I must have 20 emails saying i am owed the money, and half a dozen spreadsheets showing the money owed and the interest to be paid.

Like you i thought if it went to court i could not lose but he is obviously being given different advice for some reason and i also have been told its by no way clearcut, everyone seems to think these TR1's overule everything and its up to me to fight back from that position. He has also tried using the inheritance angle saying that i gifted them to him. If i did that why would he produce emails and spreadsheets to show the money was owed.

This is forming part of a divorce case and i have to provide my points of claim for my money, and i need to make sure that i get the right advise, but its difficult to know which way to turn with so many conflicting scenarios. How do i know which is the best defence as such, having seen 3 barristers and got 3 different lines of defence.

Hence the confusion.



regarding the TR1's i came

regarding the TR1's i came across this statement "The presumption of entitlement to equal shares set out in 'Stack v Dowden' does not apply to commercial property or to property purchased as investment (see Laskar v Laskar). In such cases in the absence of any relevant discussion between the parties that show they intended otherwise their beneficial interests will reflect the size of their contributions"

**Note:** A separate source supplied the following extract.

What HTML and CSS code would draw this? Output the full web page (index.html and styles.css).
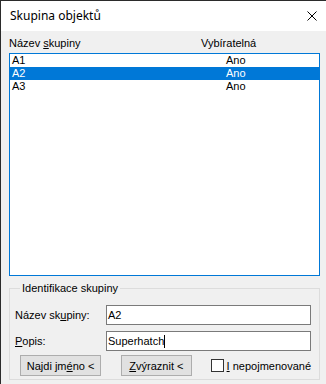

This is back to a resulting trust

You appear to have had discussions and you have the proof, so i would have thought as David said that the courts will give him short shrift.

As to what barrister you should go with, thats a difficult one but you would hope they would all achieve the same result albeit by different approaches.

Are you a party to the

Are you a party to the divorce and is this a financial settlement?

If so - then all the previous advice may come to nothing.

Profile: retired barrister legal adviser with MOJ.

No, its my daughter who is

No, its my daughter who is getting divorced and she is in total agreement that the money is owed. Some properties are joint with me and  her, and some joint with me and the son in law. He wants all properties as per the TR1's to increase the size of the matrimonial pot.